With plates such as scallops marinated in ginger and lime setting off the taste buds, and more conceptual dishes like ‘the water garden’ (tapioca cooked with a herb consommé, with scampi carpaccio, scampi, clams and avocado) transforming the menu from a delight to an unforgettable and emotive sensory discovery.

Enoteca Pinchiorri – Florence

What’s luxury, if not a feeling of being received, accompanied and served like royalty? This is what Enoteca Pinchiorri guarantees to all their guests

An expert staff, working in concert, with plenty of time and care to lavish on customers. A kitchen that excels in the search for and preparation of the finest raw materials, in creativity, in the mastery of cooking techniques. Service that’s extremely attentive, without being invasive.

Born in Nice, Annie Feolde in 1993-94 became the first female chef in Italy to receive the third Michelin star. For her, the enhancement of the Tuscan territory must focus on local products, such as wines and olive oil, but also on everything that revolves around food.

Ambience

Every detail is scrupulously overseen; every element, from stemware to silverware to china, is the result of careful research of the offerings from the finest, most innovative manufactories.

The finishes and furniture are the perfect representation of the Tuscan art, with brocades, paintings from the 1800s and antique furniture.

The Menu

One of the latest creations by Annie Féolde is the Blown Scampo: a bubble of spun sugar with scampi, raw and cooked, and a mixture of aromatic herbs such as dill and tarragon. The hot caramel, removed a moment before it darkens, blown and then stuffed with this strange combination of flavors is a real pleasure to the palate and gives a sense of lightness amplified by the service on a transparent plate, made of light glass, with air bubbles.

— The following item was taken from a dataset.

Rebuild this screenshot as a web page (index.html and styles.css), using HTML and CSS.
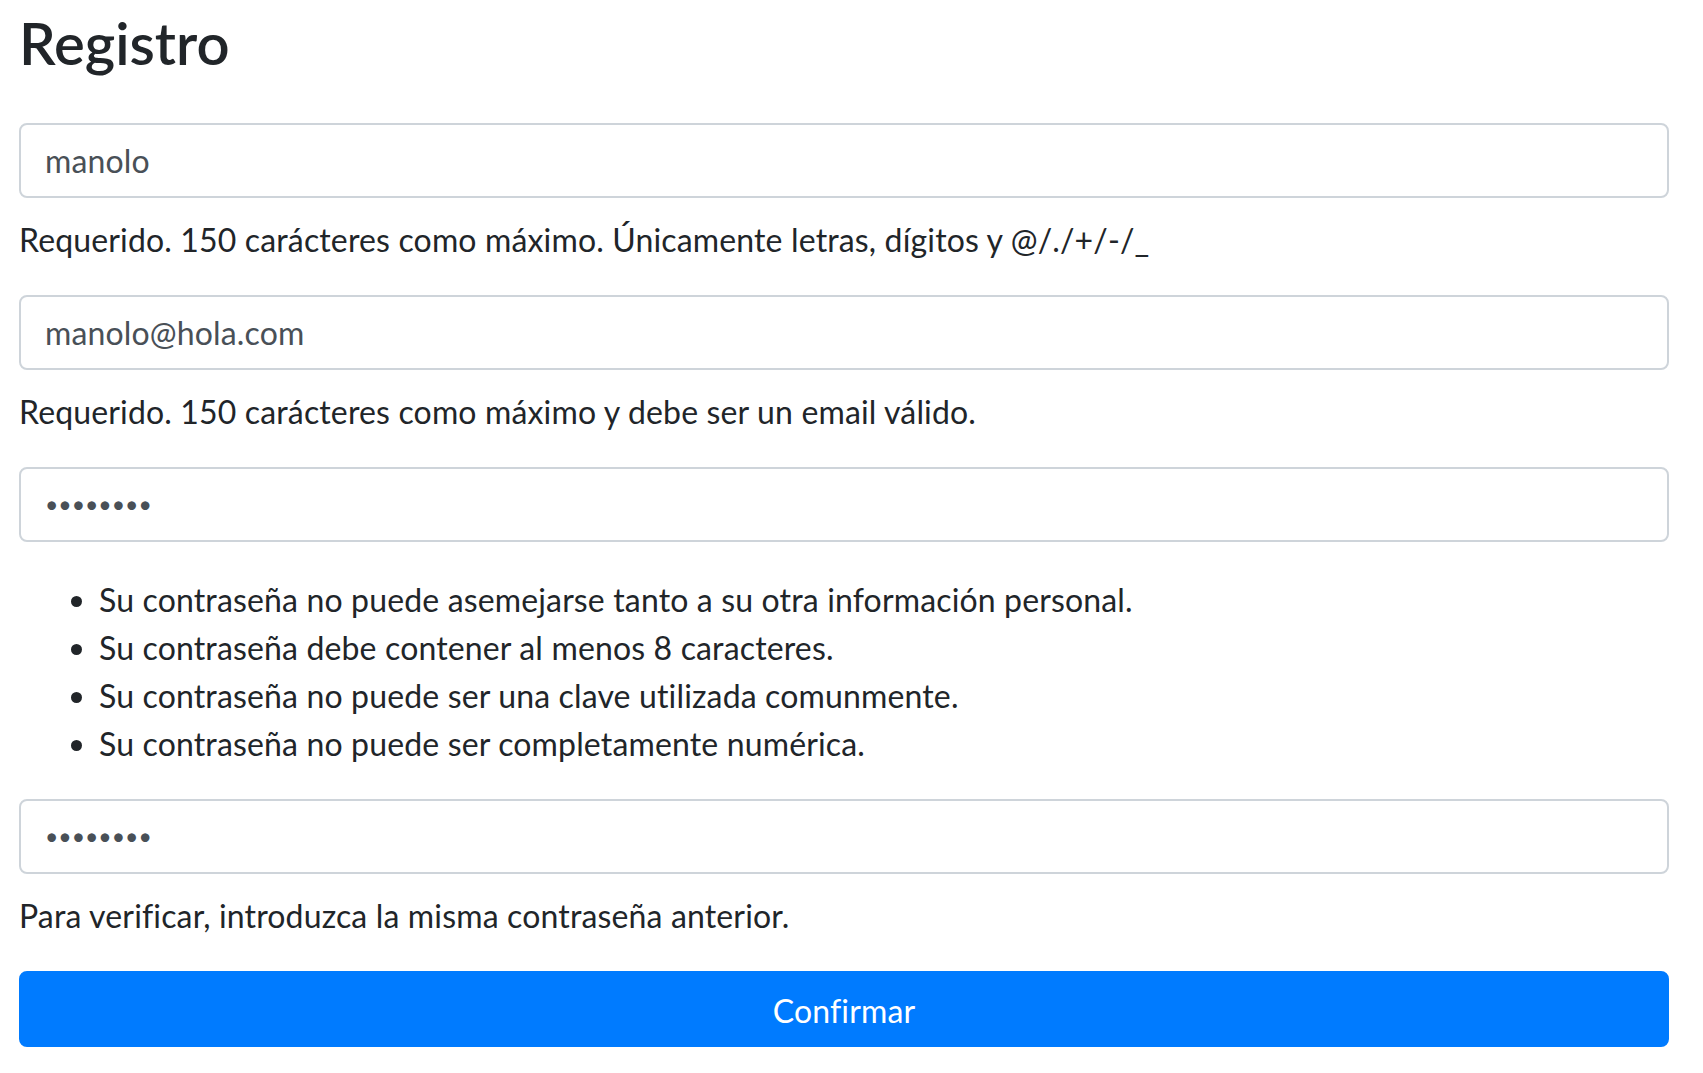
FILE: index.html
```html
<!DOCTYPE html>
<html lang="es">
<head>
    <meta charset="UTF-8">
    <meta name="viewport" content="width=device-width, initial-scale=1.0">
    <title>Registro</title>
    <link rel="stylesheet" href="styles.css">
</head>
<body>
    <div class="container">
        <h2>Registro</h2>

        <form class="signup">
            <div class="form-group">
                <input type="text" class="form-control" name="username" value="manolo">
                <div class="form-text">Requerido. 150 carácteres como máximo. Únicamente letras, dígitos y @/./+/-/_</div>
            </div>

            <div class="form-group">
                <input type="email" class="form-control" name="email" value="manolo@hola.com">
                <div class="form-text">Requerido. 150 carácteres como máximo y debe ser un email válido.</div>
            </div>

            <div class="form-group">
                <input type="password" class="form-control" name="password1" value="manolo12">
                <ul class="help-list">
                    <li>Su contraseña no puede asemejarse tanto a su otra información personal.</li>
                    <li>Su contraseña debe contener al menos 8 caracteres.</li>
                    <li>Su contraseña no puede ser una clave utilizada comunmente.</li>
                    <li>Su contraseña no puede ser completamente numérica.</li>
                </ul>
            </div>

            <div class="form-group">
                <input type="password" class="form-control" name="password2" value="manolo12">
                <div class="form-text">Para verificar, introduzca la misma contraseña anterior.</div>
            </div>

            <button type="submit" class="btn-primary">Confirmar</button>
        </form>
    </div>
</body>
</html>
```
FILE: styles.css
```css
body {
    margin: 0;
    font-family: Lato, "Liberation Sans", sans-serif;
    font-size: 32px;
    line-height: 1.5;
    letter-spacing: 0.15px;
    color: #212529;
    background-color: #fff;
}
.container {
    padding: 8px 34px 0 19px;
}
h2 {
    margin: 0 0 45px;
    font-size: 58px;
    font-weight: 600;
    line-height: 1.2;
    letter-spacing: 0;
}
.form-group {
    margin-bottom: 31px;
}
.form-control {
    display: block;
    width: 100%;
    height: 75px;
    box-sizing: border-box;
    padding: 12px 24px;
    font-family: inherit;
    font-size: 32px;
    letter-spacing: 0.15px;
    color: #495057;
    background-color: #fff;
    border: 2px solid #ced4da;
    border-radius: 8px;
    outline: none;
}
input[type="password"] {
    font-size: 23px;
    letter-spacing: 0;
}
.form-text {
    margin-top: 18px;
}
.help-list {
    margin: 34px 0 0;
    padding-left: 80px;
}
.btn-primary {
    display: block;
    width: 100%;
    height: 76px;
    padding: 3px 0 0;
    font-family: inherit;
    font-size: 32px;
    letter-spacing: 0.15px;
    color: #fff;
    background-color: #007bff;
    border: 2px solid #007bff;
    border-radius: 8px;
    cursor: pointer;
}
```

Generally speaking, Enoteca Pinchiorri offers the perfect blend of dishes from the Tuscan tradition, sometimes revised according to the new trends on food. Excellent selection of wines.

Reale – Castel Di Sangro

Niko Romito’s restaurant is far from almost everyone and everything, but you can not forget it. One of the best restaurants in Italy, with high expectations that are respected since you enter the white spaces of the restaurant. Here everything is essential, starting with the snacks that accompany the aperitif served by the sommelier Gianni Sinesi. But the kitchen is always evolving, with some successful classics reconfirmed.

Niko Romito is a self-taught chef, deeply tied to his mother-land: Abruzzo. In just 7 years he got 3 Michelin stars. In 2011 he moved his restaurant Il Reale to “Casadonna”, a former 16th century monastery in Castel di Sangro. Through an incessant research Romito runs the path of essentiality, balance and taste. In a short time he has been able to create an incisive and personal gastronomic language, and a complex system in which high cuisine, widespread catering formats and products for domestic consumption coexist.

Ambience

Former monastery in the Abruzzo National Park, reborn from a courageous yet calibrated restoration. Materials that capture the eye, refined furnishings and all around the spectacle of nature. A dialogue between the warmth of ancient materials and objects characterised by austere modernity. Perimeter walls in which Majella stone dominates, white on absolute white. Light is the real protagonist. The language of the rooms recalls the emotional essentiality that characterizes the chef’s dishes.

The Menu

The dishes from Niko Romito are simple but never banal. The chef’s ability is to take the raw materials from the land of Abruzzo and turn them into delicate aromas of undergrowth.
Bread is homemade.

The veal gel, dried porcini mushrooms, almonds and black truffles (authentic dishes symbol of the chef and his territory); smoked pork tortelli; pigeon fondant and pistachio. To close, licorice granita and wine vinegar, white chocolate and balsamic vinegar.